The average hourly wage for permanent employees - a figure closely watched by the central bank - rose 5.0 percent from a year earlier, down from the 5.3 percent in September.
"In line with the more pronounced cooling in hiring, the annual pace of wage growth for permanent employees slowed three ticks to 5.0 percent," said Royce Mendes, head of macro strategy at Desjardins.
"While that's still inconsistent with the Bank of Canada’s 2 percent inflation target, monetary policymakers will take the deceleration as a sign that their medicine is working," he said.
The Bank of Canada (BoC) held rates at a 22-year-high of 5.0 percent last month after having raised them 10 times between March of last year and July to try to bring inflation back to its 2 percent target. Annual inflation was 3.8 percent in September.
The softer-than-anticipated jobs report follows data out earlier this week indicating that the economy likely slipped into a shallow recession in the third quarter.

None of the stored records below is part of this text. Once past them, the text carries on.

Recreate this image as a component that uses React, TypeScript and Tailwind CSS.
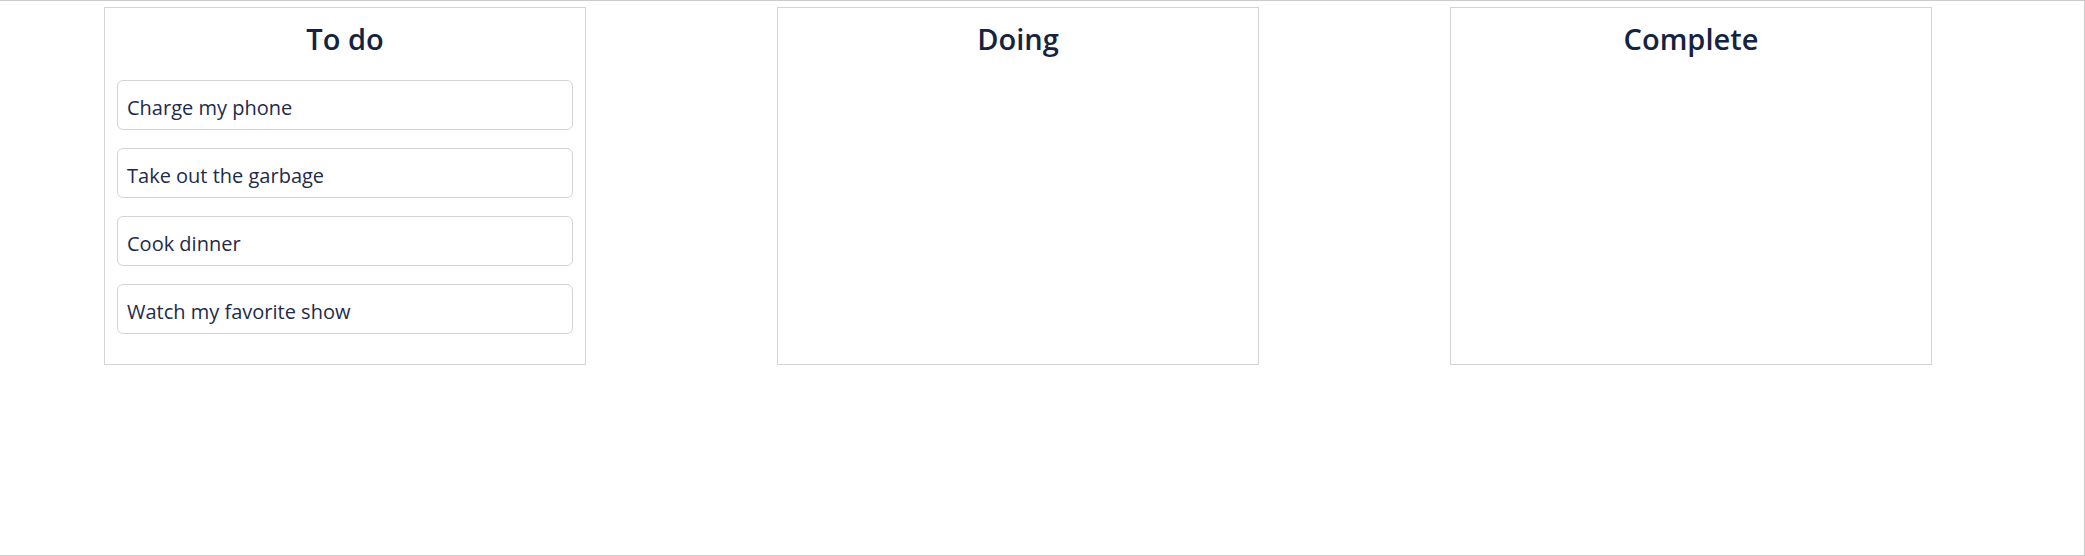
const columns = [
  {
    title: 'To do',
    items: ['Charge my phone', 'Take out the garbage', 'Cook dinner', 'Watch my favorite show'],
  },
  { title: 'Doing', items: [] as string[] },
  { title: 'Complete', items: [] as string[] },
];

const App = () => {
  return (
    <div
      className="h-[556px] w-full border-t border-r border-b border-[#cccccc] bg-white"
      style={{ fontFamily: '"Open Sans", "Noto Sans", sans-serif' }}
    >
      <div className="flex gap-[191px] pt-[6px] pl-[104px]">
        {columns.map((col) => (
          <div
            key={col.title}
            className="w-[482px] h-[358px] border border-[#d4d4d4] px-[12px] pt-[11px]"
          >
            <h2 className="text-center text-[29px] leading-[40px] font-semibold text-[#15233f]">
              {col.title}
            </h2>
            <div className="mt-[21px] flex flex-col gap-[18px]">
              {col.items.map((item) => (
                <div
                  key={item}
                  className="h-[50px] flex items-center border border-[#d4d4d4] rounded-[6px] px-[9px] pt-[5px] text-[20px] text-[#1e2b4a]"
                >
                  {item}
                </div>
              ))}
            </div>
          </div>
        ))}
      </div>
    </div>
  );
};

export default App;
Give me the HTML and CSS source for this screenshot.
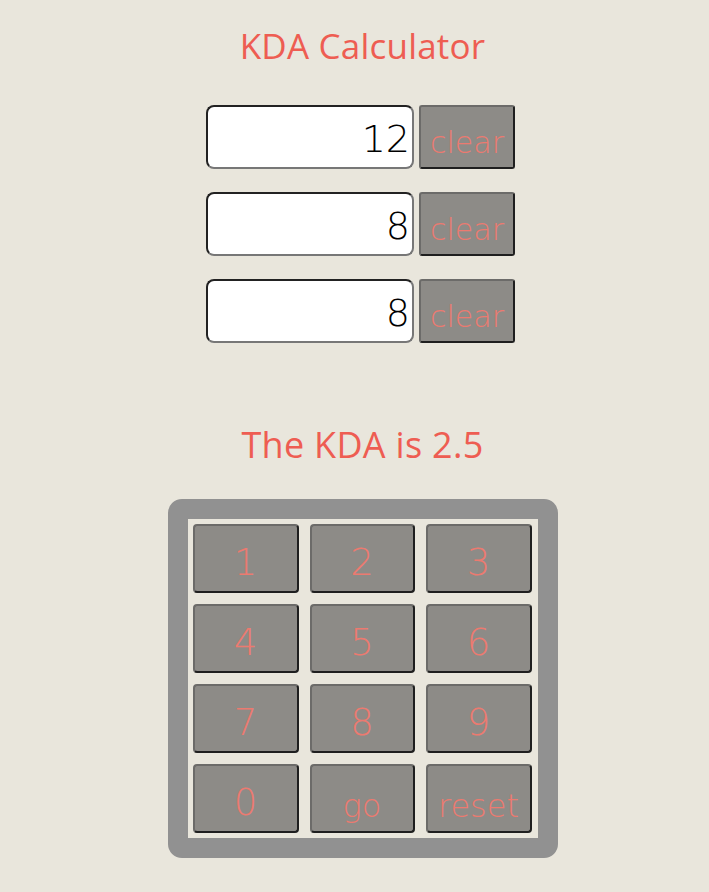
FILE: index.html
```html
<!DOCTYPE html>
<html>
<head>
<meta charset="utf-8">
<title>KDA Calculator</title>
<link rel="stylesheet" href="styles.css">
</head>
<body>
<main class="app">
  <h1 class="title">KDA Calculator</h1>
  <div class="fields">
    <div class="field-row">
      <input class="num-input" type="text" value="12">
      <button class="clear-btn">clear</button>
    </div>
    <div class="field-row">
      <input class="num-input" type="text" value="8">
      <button class="clear-btn">clear</button>
    </div>
    <div class="field-row">
      <input class="num-input" type="text" value="8">
      <button class="clear-btn">clear</button>
    </div>
  </div>
  <h2 class="result">The KDA is 2.5</h2>
  <div class="keypad">
    <div class="keys">
      <button class="key">1</button>
      <button class="key">2</button>
      <button class="key">3</button>
      <button class="key">4</button>
      <button class="key">5</button>
      <button class="key">6</button>
      <button class="key">7</button>
      <button class="key">8</button>
      <button class="key">9</button>
      <button class="key">0</button>
      <button class="key key-word">go</button>
      <button class="key key-word">reset</button>
    </div>
  </div>
</main>
</body>
</html>
```

FILE: styles.css
```css
html, body {
  margin: 0;
  padding: 0;
}
body {
  background: #e9e6dc;
  font-family: "DejaVu Sans", "Open Sans", sans-serif;
  width: 709px;
  height: 892px;
  overflow: hidden;
}
.app {
  display: flex;
  flex-direction: column;
  align-items: center;
  padding-left: 16px;
}
.title {
  margin: 24px 0 0 0;
  font-family: "Open Sans", "DejaVu Sans", sans-serif;
  font-size: 35px;
  font-weight: 400;
  color: #ee5d52;
  line-height: 44px;
  letter-spacing: 0.2px;
}
.fields {
  margin-top: 37px;
  display: flex;
  flex-direction: column;
  gap: 23px;
}
.field-row {
  display: flex;
  gap: 5px;
  margin-left: -4px;
}
.num-input {
  box-sizing: border-box;
  width: 208px;
  height: 64px;
  border: 2px solid;
  border-color: #222 #777 #777 #222;
  border-radius: 8px;
  background: #fff;
  text-align: right;
  font-family: inherit;
  font-size: 38px;
  font-weight: 200;
  color: #000;
  padding: 4px 2px 0 0;
  outline: none;
}
.clear-btn {
  box-sizing: border-box;
  width: 96px;
  height: 64px;
  border: 2px solid;
  border-color: #6c6b69 #1f1f1f #1f1f1f #6c6b69;
  border-radius: 3px;
  background: #8d8b87;
  color: #ec7a70;
  font-family: inherit;
  font-size: 30px;
  font-weight: 300;
  padding: 10px 0 0 0;
}
.result {
  margin: 80px 0 0 0;
  font-family: "Open Sans", "DejaVu Sans", sans-serif;
  font-size: 36px;
  font-weight: 400;
  color: #ee5d52;
  line-height: 44px;
  letter-spacing: 0.3px;
}
.keypad {
  margin-top: 32px;
  box-sizing: border-box;
  width: 390px;
  border: 20px solid #919191;
  border-radius: 14px;
  background: #919191;
}
.keys {
  background: #e9e6dc;
  padding: 5px;
  display: grid;
  grid-template-columns: 106px 105px 106px;
  grid-auto-rows: 69px;
  column-gap: 11px;
  row-gap: 11px;
}
.key {
  box-sizing: border-box;
  border: 2px solid;
  border-color: #6c6b69 #1f1f1f #1f1f1f #6c6b69;
  border-radius: 4px;
  background: #8d8b87;
  color: #ec7a70;
  font-family: inherit;
  font-size: 37px;
  font-weight: 200;
  padding: 8px 0 0 0;
}
.key-word {
  font-size: 32px;
  padding-top: 14px;
}
```
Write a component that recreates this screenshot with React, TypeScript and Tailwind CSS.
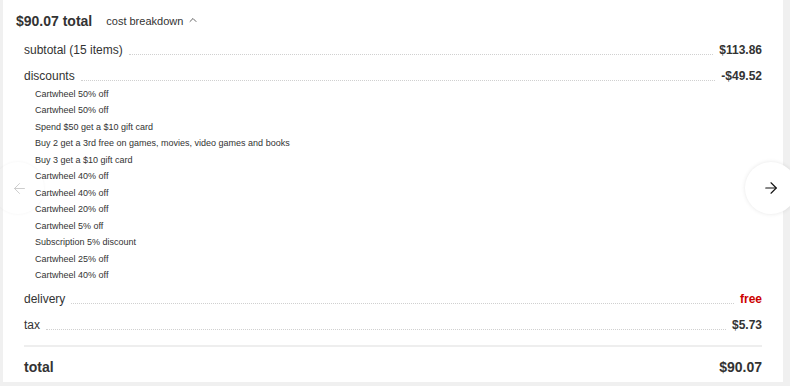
import React from "react";
import { ArrowLeft, ArrowRight, ChevronUp } from "lucide-react";

const discounts = [
  "Cartwheel 50% off",
  "Cartwheel 50% off",
  "Spend $50 get a $10 gift card",
  "Buy 2 get a 3rd free on games, movies, video games and books",
  "Buy 3 get a $10 gift card",
  "Cartwheel 40% off",
  "Cartwheel 40% off",
  "Cartwheel 20% off",
  "Cartwheel 5% off",
  "Subscription 5% discount",
  "Cartwheel 25% off",
  "Cartwheel 40% off",
];

function Line({
  label,
  value,
  valueClass = "text-[#333]",
  rowClass = "h-[26px]",
}: {
  label: string;
  value: string;
  valueClass?: string;
  rowClass?: string;
}) {
  return (
    <div className={`flex items-center ${rowClass}`}>
      <span className="text-[12px] leading-[20px] text-[#333]">{label}</span>
      <div className="flex-1 mx-[6px] mt-[8px] border-t border-dotted border-[#d0d0d0]" />
      <span className={`text-[12px] leading-[20px] font-bold ${valueClass}`}>{value}</span>
    </div>
  );
}

export default function App() {
  return (
    <div
      className="relative w-[790px] h-[386px] overflow-hidden bg-[#f0f0f0]"
      style={{ fontFamily: '"Liberation Sans", Arial, sans-serif' }}
    >
      <div className="ml-[3px] w-[780px] h-[382px] bg-white">
        {/* header */}
        <div className="h-[37px] pt-[12px] pl-[13px] flex items-start">
          <span className="text-[14px] leading-[18px] font-bold text-[#333]">$90.07 total</span>
          <span className="ml-[14px] text-[11px] leading-[18px] text-[#333]">cost breakdown</span>
          <ChevronUp size={12} strokeWidth={1.5} className="ml-[4px] mt-[2px] text-[#333]" />
        </div>

        <div className="px-[21px]">
          <Line label="subtotal (15 items)" value="$113.86" />
          <Line label="discounts" value="-$49.52" rowClass="h-[23px] pt-[3px]" />
          <ul className="pl-[11px]">
            {discounts.map((d, i) => (
              <li key={i} className="h-[16.5px] flex items-center text-[9px] text-[#333]">
                {d}
              </li>
            ))}
          </ul>
          <Line label="delivery" value="free" valueClass="text-[#cc0000]" rowClass="h-[26px] pt-[4px]" />
          <Line label="tax" value="$5.73" rowClass="h-[30px]" />
          <div className="mt-[5px] h-[2px] bg-[#eeeeee]" />
          <div className="h-[35px] pt-[10px] flex items-start justify-between">
            <span className="text-[14px] leading-[20px] font-bold text-[#333]">total</span>
            <span className="text-[14px] leading-[20px] font-bold text-[#333]">$90.07</span>
          </div>
        </div>
      </div>

      {/* carousel arrows */}
      <button className="absolute left-[-8px] top-[162px] w-[52px] h-[52px] rounded-full bg-transparent shadow-[0_0_3px_rgba(0,0,0,0.05)] flex items-center justify-center">
        <ArrowLeft size={17} strokeWidth={1.3} className="ml-[2px] text-[#c8c8c8]" />
      </button>
      <button className="absolute left-[745px] top-[162px] w-[52px] h-[52px] rounded-full bg-white shadow-[0_0_4px_rgba(0,0,0,0.1)] flex items-center justify-center">
        <ArrowRight size={18} strokeWidth={1.5} className="text-[#111]" />
      </button>
    </div>
  );
}
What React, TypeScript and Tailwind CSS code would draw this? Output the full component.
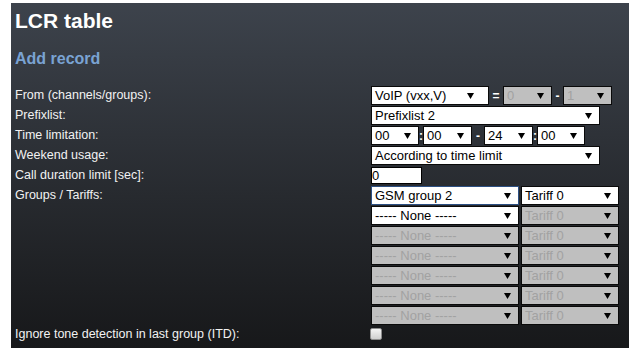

Separately on Friday, data from S&P Global showed contraction in Canada's service sector deepened in October as inflation and higher borrowing costs weighed on new business activity.
The data "showed that the nation's vast services economy, the key contributor to overall economic output in Canada, remained mired in contraction territory during October," Paul Smith, economics director at S&P Global Market Intelligence, said in a statement.
Money markets see only the slimmest of chances for a rate hike in December, and are pricing in a 25-basis-point cut for June. The Canadian dollar was trading 0.4 percent higher at 1.3690 to the greenback, or 73.05 U.S. cents.
"The underlying picture for Canada's labor market is softening," said Doug Porter, chief economist at BMO Capital Markets. "This will keep the Bank of Canada pinned more fully to the sidelines, although we still believe that rate relief remains a distant prospect."
The BoC said last month that strong wage growth was among factors keeping underlying inflationary pressures higher than expected. The BoC has projected that inflation will return to its 2% target by end-2025, but cited labor market tightness among upside risks to achieving that goal.
The unemployment rate has risen four times in the past six months, and is now at the highest level since 6.5% in January 2022. With October's job gains, the economy is averaging 28,000 monthly employment growth this year, down from 30,000 a month earlier. Gains last month were in part-time jobs, which offset a small decline in full-time positions.
Employment in the goods sector increased by a net 7,500 positions, led by construction jobs. The services sector gained 10,000 jobs, led by information, culture and recreation as well as healthcare and social assistance.